Exercise goal »
Report every line in the listing below where the string "would" shows up.

Given records »
***

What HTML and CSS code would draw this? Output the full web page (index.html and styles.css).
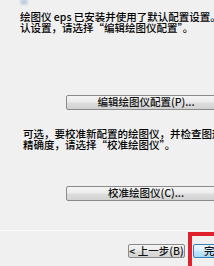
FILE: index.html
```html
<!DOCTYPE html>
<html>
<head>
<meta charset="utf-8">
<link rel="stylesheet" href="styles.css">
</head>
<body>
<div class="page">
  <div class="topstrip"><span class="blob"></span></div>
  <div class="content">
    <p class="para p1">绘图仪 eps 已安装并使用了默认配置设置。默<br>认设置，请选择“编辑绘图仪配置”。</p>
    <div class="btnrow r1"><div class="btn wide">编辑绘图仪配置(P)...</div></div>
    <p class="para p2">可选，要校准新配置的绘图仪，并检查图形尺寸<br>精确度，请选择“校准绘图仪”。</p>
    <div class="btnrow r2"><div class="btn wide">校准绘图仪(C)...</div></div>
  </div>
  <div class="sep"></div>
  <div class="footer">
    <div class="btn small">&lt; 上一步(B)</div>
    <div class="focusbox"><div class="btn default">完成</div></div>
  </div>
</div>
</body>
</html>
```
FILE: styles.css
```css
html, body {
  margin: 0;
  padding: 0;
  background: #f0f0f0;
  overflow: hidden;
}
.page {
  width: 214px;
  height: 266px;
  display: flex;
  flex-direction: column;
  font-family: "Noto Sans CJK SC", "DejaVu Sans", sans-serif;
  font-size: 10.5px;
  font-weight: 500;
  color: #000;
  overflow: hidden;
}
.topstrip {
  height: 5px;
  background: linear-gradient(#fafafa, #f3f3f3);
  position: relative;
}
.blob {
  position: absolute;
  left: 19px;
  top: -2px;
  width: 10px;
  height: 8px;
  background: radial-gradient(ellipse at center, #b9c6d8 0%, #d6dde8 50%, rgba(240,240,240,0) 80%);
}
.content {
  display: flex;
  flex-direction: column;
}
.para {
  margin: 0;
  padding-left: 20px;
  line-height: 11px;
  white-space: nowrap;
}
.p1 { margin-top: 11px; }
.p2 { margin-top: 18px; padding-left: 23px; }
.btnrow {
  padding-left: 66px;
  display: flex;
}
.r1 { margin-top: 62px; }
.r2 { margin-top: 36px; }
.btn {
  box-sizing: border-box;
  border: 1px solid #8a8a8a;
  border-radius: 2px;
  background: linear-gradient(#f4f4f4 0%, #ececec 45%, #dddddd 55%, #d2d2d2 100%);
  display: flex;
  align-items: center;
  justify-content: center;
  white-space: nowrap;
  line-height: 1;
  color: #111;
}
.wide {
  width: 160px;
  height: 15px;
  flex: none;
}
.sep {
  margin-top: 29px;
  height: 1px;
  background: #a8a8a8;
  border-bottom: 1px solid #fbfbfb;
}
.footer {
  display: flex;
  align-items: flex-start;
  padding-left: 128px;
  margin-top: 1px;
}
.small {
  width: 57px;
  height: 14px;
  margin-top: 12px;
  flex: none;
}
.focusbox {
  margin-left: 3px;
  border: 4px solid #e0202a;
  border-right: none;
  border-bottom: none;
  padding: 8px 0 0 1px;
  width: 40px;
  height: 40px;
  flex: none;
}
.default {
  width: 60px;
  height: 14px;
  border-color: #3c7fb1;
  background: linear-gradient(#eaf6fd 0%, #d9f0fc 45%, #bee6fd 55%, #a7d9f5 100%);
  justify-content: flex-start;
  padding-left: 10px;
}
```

***

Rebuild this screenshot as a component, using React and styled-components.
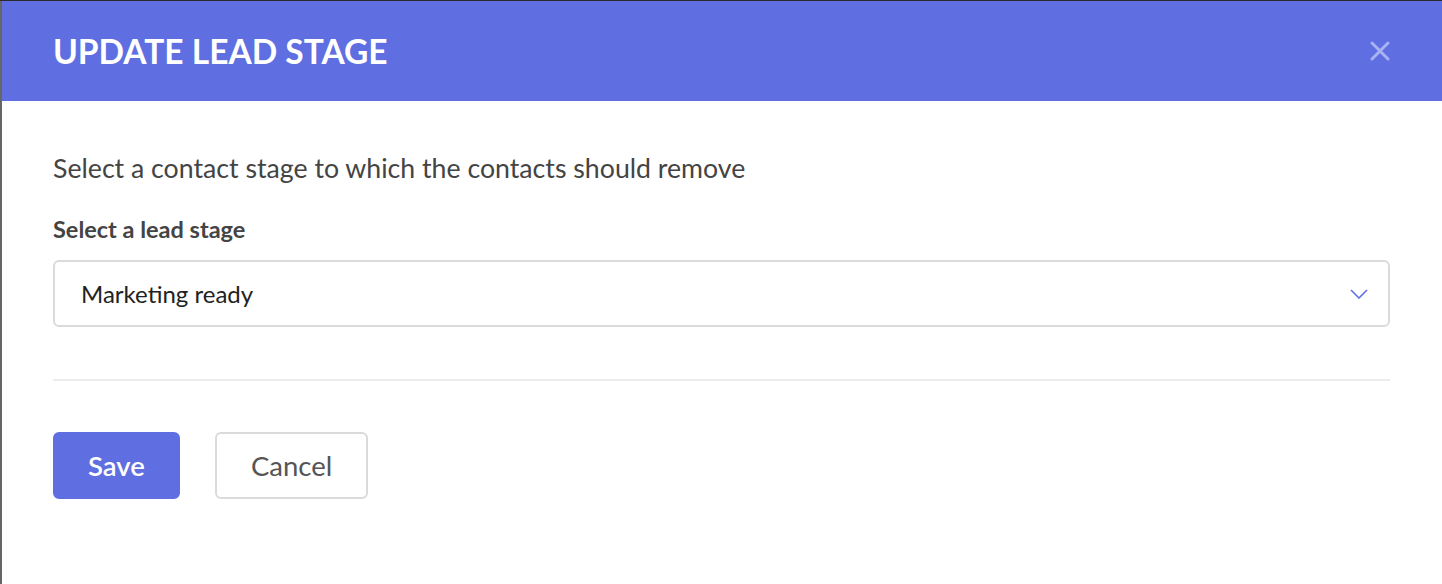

***

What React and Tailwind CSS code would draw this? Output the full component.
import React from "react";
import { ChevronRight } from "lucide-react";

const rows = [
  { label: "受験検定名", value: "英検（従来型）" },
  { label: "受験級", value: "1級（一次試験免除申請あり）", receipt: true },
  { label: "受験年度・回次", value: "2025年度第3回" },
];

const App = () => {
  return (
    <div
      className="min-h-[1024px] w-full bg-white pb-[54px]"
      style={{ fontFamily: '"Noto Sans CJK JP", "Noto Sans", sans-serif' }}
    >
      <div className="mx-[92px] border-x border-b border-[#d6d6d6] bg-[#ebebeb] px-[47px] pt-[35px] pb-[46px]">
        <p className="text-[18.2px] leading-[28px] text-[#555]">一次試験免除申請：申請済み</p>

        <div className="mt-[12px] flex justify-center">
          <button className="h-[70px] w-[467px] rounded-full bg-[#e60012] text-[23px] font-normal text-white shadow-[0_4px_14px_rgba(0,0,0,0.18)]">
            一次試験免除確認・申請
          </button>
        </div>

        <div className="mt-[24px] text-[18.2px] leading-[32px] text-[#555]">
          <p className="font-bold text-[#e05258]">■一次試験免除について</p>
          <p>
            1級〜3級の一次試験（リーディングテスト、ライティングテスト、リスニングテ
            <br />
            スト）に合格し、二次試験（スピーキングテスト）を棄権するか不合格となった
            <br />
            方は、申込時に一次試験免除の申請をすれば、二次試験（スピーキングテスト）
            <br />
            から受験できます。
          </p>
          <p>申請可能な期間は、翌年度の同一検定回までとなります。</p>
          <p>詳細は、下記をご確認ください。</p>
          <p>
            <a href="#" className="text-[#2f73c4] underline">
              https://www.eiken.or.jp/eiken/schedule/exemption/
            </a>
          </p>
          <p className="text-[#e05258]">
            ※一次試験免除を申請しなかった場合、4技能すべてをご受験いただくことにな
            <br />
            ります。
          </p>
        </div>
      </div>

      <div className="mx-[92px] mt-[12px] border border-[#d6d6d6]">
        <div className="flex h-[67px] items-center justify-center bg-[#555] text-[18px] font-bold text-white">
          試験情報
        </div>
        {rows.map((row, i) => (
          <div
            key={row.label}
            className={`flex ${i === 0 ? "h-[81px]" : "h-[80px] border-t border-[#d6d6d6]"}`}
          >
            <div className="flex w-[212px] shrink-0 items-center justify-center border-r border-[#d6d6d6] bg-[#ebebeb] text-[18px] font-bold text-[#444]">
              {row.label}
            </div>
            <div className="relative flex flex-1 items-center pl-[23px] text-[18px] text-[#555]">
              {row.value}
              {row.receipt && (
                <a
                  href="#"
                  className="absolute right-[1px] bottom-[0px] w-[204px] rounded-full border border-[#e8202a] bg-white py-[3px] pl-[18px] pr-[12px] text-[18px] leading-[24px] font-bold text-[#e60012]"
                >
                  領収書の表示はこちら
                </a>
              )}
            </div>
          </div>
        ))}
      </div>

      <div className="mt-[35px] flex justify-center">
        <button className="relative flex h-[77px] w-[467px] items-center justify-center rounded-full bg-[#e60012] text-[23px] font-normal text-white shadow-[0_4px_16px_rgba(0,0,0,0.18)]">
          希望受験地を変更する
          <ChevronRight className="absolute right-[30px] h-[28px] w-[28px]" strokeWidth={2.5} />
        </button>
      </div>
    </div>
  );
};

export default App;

***

Completed task »
What HTML and CSS code would draw this? Output the full web page (index.html and styles.css).
What React and Tailwind CSS code would draw this? Output the full component.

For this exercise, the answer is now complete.